-- start --

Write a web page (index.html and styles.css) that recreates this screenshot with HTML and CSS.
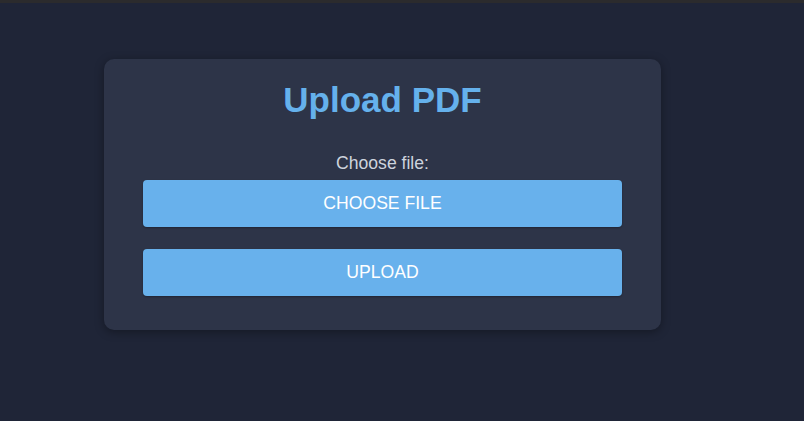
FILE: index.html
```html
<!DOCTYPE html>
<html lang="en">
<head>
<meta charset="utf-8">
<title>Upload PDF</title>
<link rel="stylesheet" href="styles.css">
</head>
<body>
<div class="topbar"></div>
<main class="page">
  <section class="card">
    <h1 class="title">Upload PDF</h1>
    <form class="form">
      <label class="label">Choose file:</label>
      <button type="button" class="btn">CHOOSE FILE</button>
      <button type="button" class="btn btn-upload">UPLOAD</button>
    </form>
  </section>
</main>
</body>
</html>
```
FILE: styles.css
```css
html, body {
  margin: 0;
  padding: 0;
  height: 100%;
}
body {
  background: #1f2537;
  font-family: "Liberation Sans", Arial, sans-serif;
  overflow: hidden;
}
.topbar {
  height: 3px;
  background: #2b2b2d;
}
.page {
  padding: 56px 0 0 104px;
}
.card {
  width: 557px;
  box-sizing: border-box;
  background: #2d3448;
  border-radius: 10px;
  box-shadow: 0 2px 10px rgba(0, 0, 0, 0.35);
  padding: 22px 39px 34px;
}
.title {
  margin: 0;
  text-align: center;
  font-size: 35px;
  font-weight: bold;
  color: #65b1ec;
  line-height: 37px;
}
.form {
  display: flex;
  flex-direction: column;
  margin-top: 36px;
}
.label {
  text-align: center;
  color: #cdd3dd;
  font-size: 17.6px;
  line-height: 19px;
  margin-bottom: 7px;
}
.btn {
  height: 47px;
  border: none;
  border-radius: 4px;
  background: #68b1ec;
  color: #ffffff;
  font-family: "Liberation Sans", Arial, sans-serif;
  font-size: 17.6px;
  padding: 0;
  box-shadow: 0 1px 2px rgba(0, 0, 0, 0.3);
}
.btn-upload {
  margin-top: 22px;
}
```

-- end --

### WHAT IS NEEDED
In your copy of the listing above, reproduce each line exactly and omit all pictures.

### COMPLETE ANSWER
Write a web page (index.html and styles.css) that recreates this screenshot with HTML and CSS.
FILE: index.html
```html
<!DOCTYPE html>
<html lang="en">
<head>
<meta charset="utf-8">
<title>Upload PDF</title>
<link rel="stylesheet" href="styles.css">
</head>
<body>
<div class="topbar"></div>
<main class="page">
  <section class="card">
    <h1 class="title">Upload PDF</h1>
    <form class="form">
      <label class="label">Choose file:</label>
      <button type="button" class="btn">CHOOSE FILE</button>
      <button type="button" class="btn btn-upload">UPLOAD</button>
    </form>
  </section>
</main>
</body>
</html>
```
FILE: styles.css
```css
html, body {
  margin: 0;
  padding: 0;
  height: 100%;
}
body {
  background: #1f2537;
  font-family: "Liberation Sans", Arial, sans-serif;
  overflow: hidden;
}
.topbar {
  height: 3px;
  background: #2b2b2d;
}
.page {
  padding: 56px 0 0 104px;
}
.card {
  width: 557px;
  box-sizing: border-box;
  background: #2d3448;
  border-radius: 10px;
  box-shadow: 0 2px 10px rgba(0, 0, 0, 0.35);
  padding: 22px 39px 34px;
}
.title {
  margin: 0;
  text-align: center;
  font-size: 35px;
  font-weight: bold;
  color: #65b1ec;
  line-height: 37px;
}
.form {
  display: flex;
  flex-direction: column;
  margin-top: 36px;
}
.label {
  text-align: center;
  color: #cdd3dd;
  font-size: 17.6px;
  line-height: 19px;
  margin-bottom: 7px;
}
.btn {
  height: 47px;
  border: none;
  border-radius: 4px;
  background: #68b1ec;
  color: #ffffff;
  font-family: "Liberation Sans", Arial, sans-serif;
  font-size: 17.6px;
  padding: 0;
  box-shadow: 0 1px 2px rgba(0, 0, 0, 0.3);
}
.btn-upload {
  margin-top: 22px;
}
```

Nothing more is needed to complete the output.